Maj. Gen. (res) Uzi Dayan, a former national security adviser, has advocated for a ground invasion from the get-go. On Wednesday he said that Israel has been battling with the “arms of the octopus” – the tunnels, rockets, and anti-tank missiles. “I’d go for the head,” he said in a phone interview. “From the moment we decide on a ground invasion, I’d go for the head.”
The Kryptonite of Hamas
It bears consideration, though, that the Kryptonite of Hamas and other jihadist organizations is not death but peace and prosperity.
Anyone living in Israel during the months after prime minister Yitzhak Rabin’s November 1995 assassination remembers the repulsive zeal of Hamas’s suicide attacks – a feverish assault meant to bury the peace process that it and Yigal Amir, among others, helped kill.
Respect for Hezbollah, not for Hamas
The Israeli military has great respect for Hezbollah. While once the organization’s gunmen were known to walk in clumps, avoid helmets, and smoke cigarettes in the dark, today military intelligence officers, briefing reservists before heading up to the Lebanon border, say of Hezbollah camouflage positions that, “I hope you all can make ones like they do.”
It is understood that Hezbollah’s gunmen will fight to the death; that they will try not to leave their own wounded in the field; and that they will launch bold and complex attacks. The same, though, is not true of Hamas.

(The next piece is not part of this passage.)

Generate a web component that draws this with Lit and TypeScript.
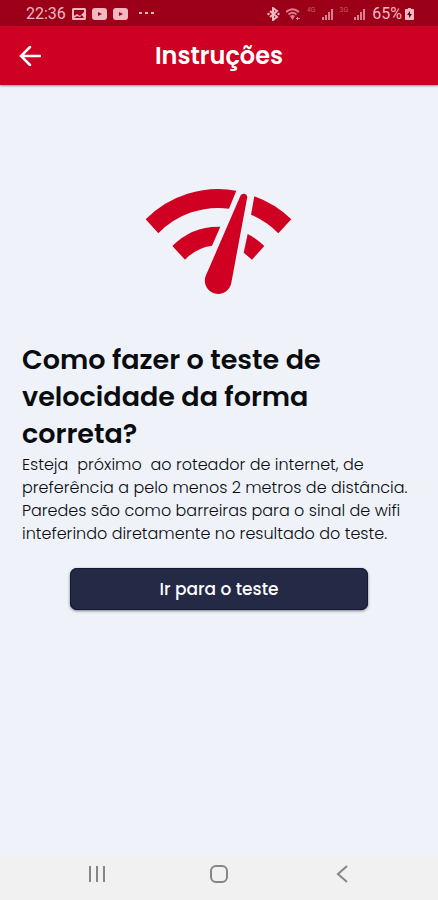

Israel still considers the Gaza Islamist organization’s gunmen cowardly terrorists. “Hamas had planned to stand and fight, but the Qassam Brigades proved unequal to the task,” Shin Bet commander Yoram Cohen wrote in a Washington Institute for Near East Policy article after 2008-2009’s Operation Cast Lead. “None of the [Izz ad-Din al-Qassam Brigades’] ground measures worked, and consequently they failed to match the public image Hamas had tried so hard to present of stalwart, proficient Islamic warriors.”
Cohen and co-author Jeffrey White contrasted Hamas warriors to Hezbollah and the Taliban, and said that, “not all Islamic warriors are larger than life, and in fact the Qassam Brigades in Cast Lead showed themselves to be quite the opposite.” This attitude, it would seem, is becoming increasingly less relevant.
Masks and morality
Philip Zimbardo is a psychologist. He has devoted much of his life to the study of how and why good people commit evil deeds. In 2004, he testified as a witness for the defense in one of the Iraq Abu Ghraib prison trials, arguing that, based on the harrowing Stanford prison study he conducted in 1971, anyone is capable of committing atrocities without proper training. [The prison study had to be called off after six days on account of guard brutality and prisoner trauma.]
Appearance, too, plays an outsized role in one’s willingness to cross moral lines, he said during a 2008 TED talk. “Does it make a difference if warriors go to battle changing their appearance or not?” he asked. “Does it make a difference if they’re anonymous, in how they treat their victims? We know in some cultures, they go to war, they don’t change their appearance. In other cultures, they paint themselves like ‘Lord of the Flies.’ In some, they wear masks.”
An anthropologist, John Watson, studied 23 different cultures, he said, collecting two bits of data: do they change their appearance for battle and do they kill, torture or mutilate their victims. “If they don’t change their appearance,” he said, “only one of eight kills, tortures or mutilates…If they change their appearance, 12 of 13 — that’s 90 percent — kill, torture, mutilate. And that’s the power of anonymity.”
This lecture came to mind while watching the spokesmen of Hamas in their full facial coverage and the similarly outfitted executioners of the Islamic State.
Israel, though, has also begun outfitting Special Forces soldiers with black balaclavas. An army spokesperson could not say whether it was in order to preserve the anonymity of the soldiers or a safety measure or some other rationale. Nor is there a comparison to be made. But the IDF might want to take Zimbardo’s findings into consideration when outfitting its soldiers.